Mistakes Will Be Made
by Skip Moen, D. Phil.

He has given freely to the poor, his righteousness endures forever; his hornwill be exalted in honor. Psalm 112:9 NASB

Horn – In Hebrew, the word qeren means both the literal horn like the horn of an animal and the figurative expression of power. The mistranslation of this word as literal horns resulted in Michelangelo’s representation of Moses with horns. The translation should have described Moses with radiant streams like horns coming from his face after his encounter with God on Sinai. It is this figurative meaning that the psalmist uses in this verse. The author does not have cornucopia in mind. He is writing about power, not plenty. “Schmidt further notes that whereas teeth, mouth and claws are images of violent exercise of force, the horn denotes physical might and power. It is for God to exalt or trample down the horn; when men exalt their horn, it denotes arrogance (Ps 75:4–5). Consequently, ‘horn’ becomes a symbol for men endowed with such power (Dan 8:20–21).”[1]

What kind of power does the man of God possess? Actually, none! The man of God is a channel for the power of God. He does not possess the power at all. In fact, in Hebrew there is no word for possession as if a man permanently held ownership. All is loaned. God is the only owner. So what kind of power does the man of God exhibit? Anything God wants to do through him and, at the same time, nothing at all. God is on display, not the man of God. The key to this “horn” is its transparency. When it is exhibited, the man disappears behind the hand of the Lord. We might want to rethink our penchant for titles and positions in the religious world. The reason that the man of God will be exalted is simply because we can see God’s handiwork through him. And not much else.

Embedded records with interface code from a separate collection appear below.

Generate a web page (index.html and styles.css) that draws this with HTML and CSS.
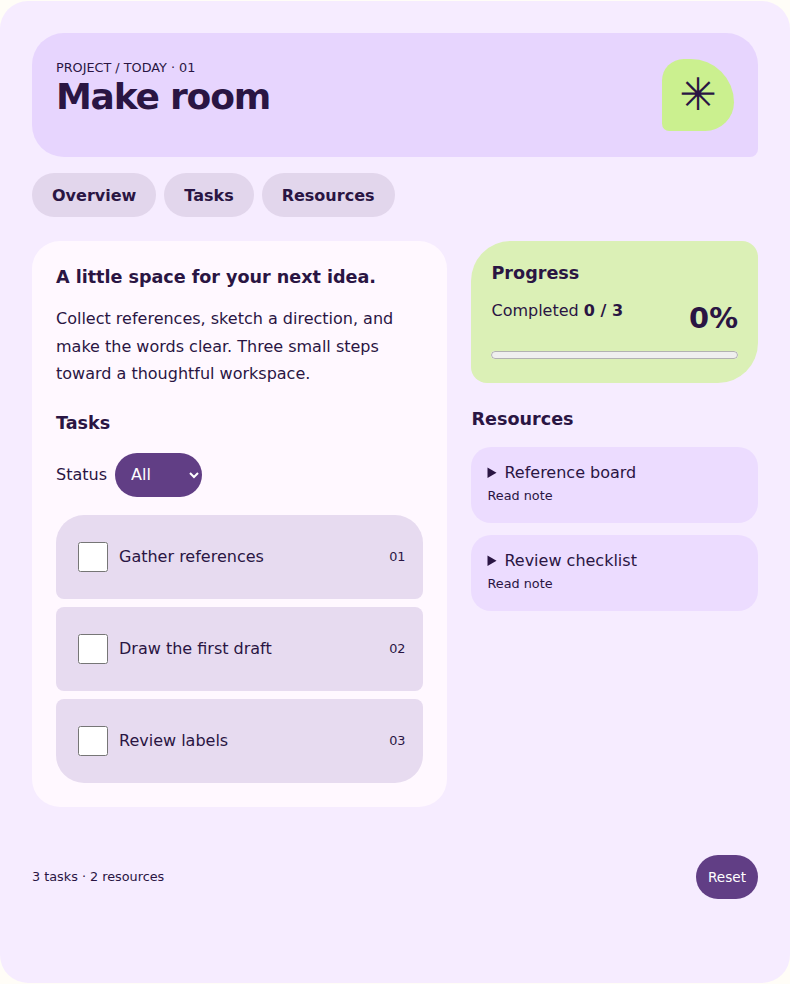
FILE: index.html
```html
<!DOCTYPE html>
<html lang="en">
<head>
<meta charset="utf-8">
<title>Make room</title>
<link rel="stylesheet" href="styles.css">
</head>
<body>
<div class="shell">
  <header class="hero">
    <div class="hero-text">
      <p class="eyebrow">PROJECT / TODAY · 01</p>
      <h1 class="title">Make room</h1>
    </div>
    <div class="badge" aria-hidden="true">✳</div>
  </header>
  <nav class="tabs">
    <a class="tab">Overview</a>
    <a class="tab">Tasks</a>
    <a class="tab">Resources</a>
  </nav>
  <main class="layout">
    <section class="card">
      <h2 class="lead">A little space for your next idea.</h2>
      <p class="intro">Collect references, sketch a direction, and make the words clear. Three small steps toward a thoughtful workspace.</p>
      <h2 class="section-title">Tasks</h2>
      <div class="filter">
        <label for="status">Status</label>
        <select id="status" class="select"><option>All</option><option>Open</option><option>Done</option></select>
      </div>
      <ul class="tasks">
        <li class="task task-first"><input type="checkbox" class="check"><span class="task-name">Gather references</span><span class="task-num">01</span></li>
        <li class="task"><input type="checkbox" class="check"><span class="task-name">Draw the first draft</span><span class="task-num">02</span></li>
        <li class="task task-last"><input type="checkbox" class="check"><span class="task-name">Review labels</span><span class="task-num">03</span></li>
      </ul>
    </section>
    <aside class="side">
      <section class="progress-card">
        <h2 class="progress-title">Progress</h2>
        <div class="progress-row">
          <p class="completed">Completed <b>0 / 3</b></p>
          <span class="percent">0%</span>
        </div>
        <progress class="bar" value="0" max="3"></progress>
      </section>
      <h2 class="res-title">Resources</h2>
      <div class="res-list">
        <details class="res"><summary>Reference board</summary></details>
        <details class="res"><summary>Review checklist</summary></details>
      </div>
    </aside>
  </main>
  <footer class="foot">
    <span class="foot-text">3 tasks · 2 resources</span>
    <button class="reset">Reset</button>
  </footer>
</div>
</body>
</html>
```
FILE: styles.css
```css
* { box-sizing: border-box; }
html, body { margin: 0; padding: 0; }
body {
  background: #fffdf7;
  color: #2a1543;
  font-family: "DejaVu Sans", sans-serif;
  padding: 1px 0;
}
.shell {
  background: #f6ecff;
  border-radius: 28px;
  height: 982px;
  padding: 32px;
}
.hero {
  background: #e7d5fe;
  border-radius: 32px 32px 8px 32px;
  height: 124px;
  padding: 26px 24px 0;
  display: flex;
  justify-content: space-between;
  align-items: flex-start;
}
.eyebrow { margin: 0; font-size: 12.8px; line-height: 17px; }
.title { margin: 0; font-size: 36px; line-height: 41px; font-weight: 700; letter-spacing: -1.2px; }
.badge {
  width: 72px;
  height: 72px;
  background: #cbf08f;
  border-radius: 24px 48px 32px 8px;
  display: flex;
  align-items: center;
  justify-content: center;
  font-size: 44.8px;
  line-height: 72px;
}
.tabs { display: flex; gap: 8px; margin-top: 16px; }
.tab {
  background: #e2d6ec;
  border-radius: 22px;
  height: 44px;
  padding: 0 20px;
  display: flex;
  align-items: center;
  font-size: 16px;
  font-weight: 700;
}
.layout {
  display: grid;
  grid-template-columns: 1.45fr 1fr;
  gap: 24px;
  margin-top: 24px;
  align-items: start;
}
.card {
  background: #fff8ff;
  border-radius: 28px;
  padding: 24px;
  height: 566px;
}
.lead { margin: 0; font-size: 17.6px; line-height: 24px; font-weight: 700; letter-spacing: -0.03px; }
.intro { margin: 16px 0 0; font-size: 16px; line-height: 27.5px; }
.section-title { margin: 23px 0 0; font-size: 17.6px; line-height: 24px; font-weight: 700; }
.filter { display: flex; align-items: center; gap: 8px; margin-top: 18px; font-size: 16px; }
.select {
  background: #613e85;
  color: #fff;
  border: 0;
  border-radius: 22px;
  height: 44px;
  width: 87px;
  padding: 0 5px 0 12px;
  font: 16px "DejaVu Sans", sans-serif;
}
.tasks { list-style: none; margin: 18px 0 0; padding: 0; display: flex; flex-direction: column; gap: 8px; }
.task {
  background: #e7dbf0;
  border-radius: 8px;
  height: 84px;
  padding: 0 18px 0 22px;
  display: flex;
  align-items: center;
  font-size: 16px;
}
.task-first { border-radius: 28px 28px 8px 8px; }
.task-last { border-radius: 8px 8px 28px 28px; }
.check { width: 30px; height: 30px; margin: 0 11px 0 0; }
.task-name { flex: 1; }
.task-num { font-size: 12.8px; }
.side { display: flex; flex-direction: column; }
.progress-card {
  background: #dbf0b6;
  border-radius: 40px 16px 40px 16px;
  height: 142px;
  padding: 20px;
}
.progress-title { margin: 0; font-size: 17.6px; line-height: 24px; font-weight: 700; }
.progress-row { display: flex; justify-content: space-between; margin-top: 14px; }
.completed { margin: 0; font-size: 16px; line-height: 24px; }
.percent { font-size: 28.8px; line-height: 40px; font-weight: 700; margin-top: -1px; }
.bar { display: block; width: 100%; height: 16px; margin-top: 9px; }
.res-title { margin: 24px 0 0; font-size: 17.6px; line-height: 24px; font-weight: 700; }
.res-list { display: flex; flex-direction: column; gap: 12px; margin-top: 16px; }
.res {
  background: #ecdcff;
  border-radius: 20px;
  height: 76px;
  padding: 14px 16px;
  font-size: 16px;
}
.res summary { line-height: 24px; }
.res summary::after {
  content: "Read note";
  display: block;
  font-size: 12.8px;
  line-height: 22px;
}
.foot { display: flex; justify-content: space-between; align-items: center; margin-top: 48px; }
.foot-text { font-size: 12.8px; line-height: 43px; height: 43px; align-self: flex-start; }
.reset {
  background: #613e85;
  color: #fff;
  border: 0;
  border-radius: 22px;
  height: 44px;
  width: 62px;
  padding: 0;
  font: 13.6px "DejaVu Sans", sans-serif;
}
```
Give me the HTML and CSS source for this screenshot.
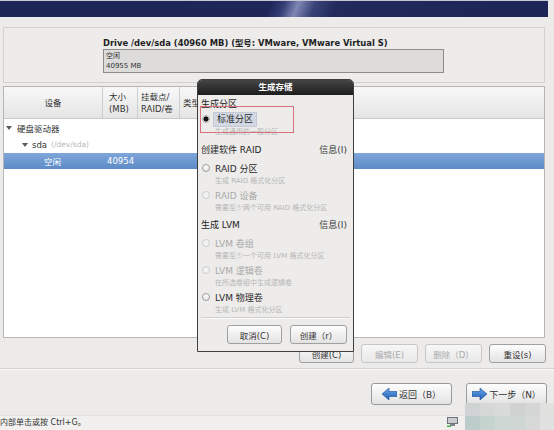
FILE: index.html
```html
<!DOCTYPE html>
<html>
<head>
<meta charset="utf-8">
<link rel="stylesheet" href="styles.css">
</head>
<body>
<div class="screen">
  <div class="banner"></div>
  <div class="main">
    <section class="drive-panel">
      <div class="drive-title">Drive /dev/sda (40960 MB) (型号: VMware, VMware Virtual S)</div>
      <div class="drive-bar"><span>空闲</span><span>40955 MB</span></div>
    </section>
    <section class="tree">
      <div class="tree-head">
        <div class="col c-dev">设备</div>
        <div class="col c-size"><span>大小</span><span>(MB)</span></div>
        <div class="col c-mount"><span>挂载点/</span><span>RAID/卷</span></div>
        <div class="col c-type">类型</div>
      </div>
      <div class="row lvl0"><span class="tri"></span>硬盘驱动器</div>
      <div class="row lvl1"><span class="tri"></span>sda <em class="path">(/dev/sda)</em></div>
      <div class="row sel"><span class="name">空闲</span><span>40954</span></div>
    </section>
    <div class="actions">
      <div class="btn w55">创建(C)</div>
      <div class="btn w57 disabled">编辑(E)</div>
      <div class="btn w57 disabled">删除（D）</div>
      <div class="btn w57">重设(s)</div>
    </div>
  </div>
  <div class="sep"></div>
  <div class="nav">
    <div class="btn nav-btn">
      <svg class="arrow" width="15" height="12" viewBox="0 0 15 12"><defs><linearGradient id="ab" x1="0" y1="0" x2="0" y2="1"><stop offset="0" stop-color="#6aa8ec"/><stop offset="1" stop-color="#1d5fb4"/></linearGradient></defs><polygon points="15,3.5 7,3.5 7,0 0,6 7,12 7,8.5 15,8.5" fill="url(#ab)" stroke="#1b4f95" stroke-width="0.6"/></svg>
      <span>返回（B）</span>
    </div>
    <div class="btn nav-btn">
      <svg class="arrow" width="15" height="12" viewBox="0 0 15 12"><defs><linearGradient id="an" x1="0" y1="0" x2="0" y2="1"><stop offset="0" stop-color="#6aa8ec"/><stop offset="1" stop-color="#1d5fb4"/></linearGradient></defs><polygon points="0,3.5 8,3.5 8,0 15,6 8,12 8,8.5 0,8.5" fill="url(#an)" stroke="#1b4f95" stroke-width="0.6"/></svg>
      <span>下一步（N）</span>
    </div>
  </div>
  <div class="status">内部单击或按 Ctrl+G。</div>

  <div class="dialog">
    <div class="dlg-title">生成存储</div>
    <div class="dlg-body">
      <div class="sec first">生成分区</div>
      <div class="opt"><span class="radio on"></span><span class="focus">标准分区</span></div>
      <div class="sub">生成通用的一般分区</div>
      <div class="sec gap3"><span>创建软件 RAID</span><span class="info">信息(I)</span></div>
      <div class="opt lead"><span class="radio"></span><span>RAID 分区</span></div>
      <div class="sub">生成 RAID 格式化分区</div>
      <div class="opt dis"><span class="radio"></span><span>RAID 设备</span></div>
      <div class="sub">需要至少两个可用 RAID 格式化分区</div>
      <div class="sec gap2"><span>生成 LVM</span><span class="info">信息(I)</span></div>
      <div class="opt lead dis"><span class="radio"></span><span>LVM 卷组</span></div>
      <div class="sub">需要至少一个可用 LVM 格式化分区</div>
      <div class="opt dis"><span class="radio"></span><span>LVM 逻辑卷</span></div>
      <div class="sub">在所选卷组中生成逻辑卷</div>
      <div class="opt"><span class="radio"></span><span>LVM 物理卷</span></div>
      <div class="sub">生成 LVM 格式化分区</div>
      <div class="dlg-sep"></div>
      <div class="dlg-actions">
        <div class="btn w55">取消(C)</div>
        <div class="btn w57">创建（r）</div>
      </div>
    </div>
    <div class="redbox"></div>
  </div>

  <svg class="tray" width="11" height="10" viewBox="0 0 11 10"><rect x="0.5" y="0.5" width="10" height="6" fill="#c9cdd2" stroke="#6d737a"/><rect x="3" y="7" width="5" height="2" fill="#7d838a"/><rect x="0" y="8.5" width="4" height="1.5" fill="#43b04a"/></svg>
  <div class="mosaic">
    <i style="background:#cfd3d3"></i><i style="background:#d5d8d7"></i><i style="background:#d9dbda"></i><i style="background:#cfd2d1"></i><i style="background:#d5d7d6"></i><i style="background:#e1e1e0"></i>
    <i style="background:#bccdc9"></i><i style="background:#c6d4d0"></i><i style="background:#cdd8d4"></i><i style="background:#d0d6d3"></i><i style="background:#d7d9d8"></i><i style="background:#e0e1e0"></i>
  </div>
</div>
</body>
</html>
```
FILE: styles.css
```css
* { box-sizing: border-box; margin: 0; padding: 0; }
html, body { width: 554px; height: 430px; overflow: hidden; }
body {
  background: #ecebea;
  font-family: "DejaVu Sans", "Noto Sans CJK SC", sans-serif;
  font-size: 9px;
  color: #2e2e2e;
}
.screen { position: relative; width: 554px; height: 430px; display: flex; flex-direction: column; }

.banner {
  height: 17px;
  margin-right: 6px;
  border-top: 1px solid #c5c7d2;
  background: linear-gradient(112deg, #1d2456 0%, #1f2759 49%, #353e76 51.5%, #7e87b2 54%, #3a4378 57%, #222a5c 61%, #1d2456 100%);
}

.main { padding: 10px 9px 0 3px; display: flex; flex-direction: column; }

.drive-panel {
  height: 56px;
  border: 1px solid #d3d2d0;
  background: #edeceb;
  padding: 9px 0 0 99px;
}
.drive-title { font-weight: bold; font-size: 8.4px; line-height: 12px; color: #1f1f1f; white-space: nowrap; }
.drive-bar {
  width: 341px; height: 24px;
  border: 1px solid #8c8c8c;
  background: #dddcdb;
  display: flex; flex-direction: column;
  padding: 1px 0 0 2px;
  font-size: 7px; line-height: 10px; color: #333;
}

.tree { margin-top: 3px; height: 252px; border: 1px solid #b5b5b5; background: #fff; }
.tree-head {
  display: flex; height: 32px;
  border-bottom: 1px solid #c9c9c9;
  background: linear-gradient(#f8f8f8, #e5e5e5);
  font-size: 8.5px; line-height: 12px; color: #333;
}
.col { display: flex; flex-direction: column; justify-content: center; border-right: 1px solid #cdcdcd; }
.c-dev { width: 99px; align-items: center; }
.c-size { width: 35px; padding-left: 6px; }
.c-mount { width: 42px; padding-left: 3px; }
.c-type { width: 40px; padding-left: 3px; border-right: none; }

.row { height: 17px; display: flex; align-items: center; font-size: 8.5px; color: #333; }
.lvl0 { padding-left: 2px; }
.lvl1 { padding-left: 18px; }
.tri {
  width: 0; height: 0;
  border-left: 3.5px solid transparent; border-right: 3.5px solid transparent;
  border-top: 4px solid #5a5a5a;
  margin-right: 5px;
}
.lvl1 .tri { margin-right: 4px; }
.path { font-style: normal; color: #b8b8b8; font-size: 7.5px; margin-left: 4px; }
.sel {
  height: 16px;
  padding-left: 40px;
  background: linear-gradient(#7ea6d9, #5d8bc7);
  color: #fff;
}
.sel .name { width: 63px; }

.btn {
  display: flex; align-items: center; justify-content: center; gap: 2px;
  height: 19px;
  border: 1px solid #a0a0a0;
  border-radius: 3px;
  background: linear-gradient(#fdfdfd, #e3e3e3);
  font-size: 8.5px; color: #333;
  white-space: nowrap;
}
.btn.disabled { color: #acacac; border-color: #c6c6c6; background: linear-gradient(#f7f7f7, #e9e9e9); }
.w55 { width: 55px; }
.w57 { width: 57px; }

.actions { display: flex; justify-content: flex-end; gap: 7px; margin-top: 6px; margin-right: -1px; }

.sep { margin-top: 5px; height: 2px; border-top: 1px solid #d3d2d1; border-bottom: 1px solid #f8f8f8; }

.nav { display: flex; justify-content: flex-end; gap: 14px; margin-top: 13px; padding-right: 7px; }
.nav-btn { width: 81px; height: 22px; font-size: 9px; border-color: #9a9a9a; }
.arrow { flex: none; }

.status {
  margin-top: auto;
  height: 15px;
  background: #f1f0ef;
  border-top: 1px solid #e2e1e0;
  font-size: 8px; line-height: 14px; color: #333;
  white-space: nowrap;
}

.dialog {
  position: absolute; left: 197px; top: 79px;
  width: 157px; height: 273px;
  border: 1px solid #3e3e3e;
  border-radius: 5px 5px 0 0;
  background: #edecea;
  display: flex; flex-direction: column;
}
.dlg-title {
  height: 15px;
  background: linear-gradient(#454545, #1d1d1d);
  border-radius: 4px 4px 0 0;
  color: #fff; font-weight: bold; font-size: 8.5px;
  line-height: 15px; text-align: center;
}
.dlg-body { display: flex; flex-direction: column; padding: 0 6px 0 3px; font-size: 9px; color: #2a2a2a; }
.sec { display: flex; justify-content: space-between; align-items: center; height: 14px; color: #1e1e1e; }
.sec.first { height: 17px; }
.gap3 { margin-top: 3px; }
.gap2 { margin-top: 2px; }
.info { color: #3a3a3a; }
.opt { display: flex; align-items: center; height: 14px; padding-left: 1px; gap: 5px; }
.opt.lead { margin-top: 5px; }
.opt.dis { color: #a9a9a9; }
.radio {
  flex: none; width: 8px; height: 8px; border-radius: 50%;
  border: 1px solid #9c9c9c;
  background: linear-gradient(#ffffff, #e6e6e6);
}
.opt.dis .radio { border-color: #cdcdcd; background: #f2f2f2; }
.radio.on { border-color: #b0b0b0; background: radial-gradient(circle, #111 0 2.3px, transparent 2.9px), #f0f0f0; }
.focus {
  margin-left: -2px; padding: 0 3px;
  height: 15px; line-height: 13px;
  background: #d3d9e3; border: 1px solid #c3cad6;
}
.sub { height: 13px; line-height: 13px; padding-left: 14px; font-size: 7px; color: #b7b7b7; white-space: nowrap; }
.dlg-sep { height: 2px; border-top: 1px solid #cfcfcf; border-bottom: 1px solid #fafafa; margin: 0 -3px 0 0; }
.dlg-actions { display: flex; justify-content: flex-end; gap: 8px; margin-top: 6px; }

.redbox {
  position: absolute; left: 2px; top: 26px;
  width: 94px; height: 27px;
  border: 1px solid #d6727d;
}

.tray { position: absolute; left: 447px; top: 417px; }
.mosaic {
  position: absolute; left: 465px; top: 403px;
  width: 89px; height: 27px;
  display: grid; grid-template-columns: repeat(6, 15px); grid-template-rows: 13px 14px;
}
.mosaic i { display: block; }
```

It’s difficult for us to be used without credit, isn’t it? We want just that little bit of recognition for all our hard work. In fact, we even have laws that demand we be credited. Proper citation. Infringement. Copyright. Plaques. Street signs. You name it; we want it. The eternal quest for validation. But the man of God seeks a different kind of recognition—the recognition of anonymity. God knows. That’s enough.

Is it enough for you?

Topical Index: horn, qeren, power, recognition, Psalm 112:9

[1] Coppes, L. J. (1999). 2072 קָרַן. R. L. Harris, G. L. Archer Jr., & B. K. Waltke (Eds.), Theological Wordbook of the Old Testament (electronic ed., p. 816). Chicago: Moody Press.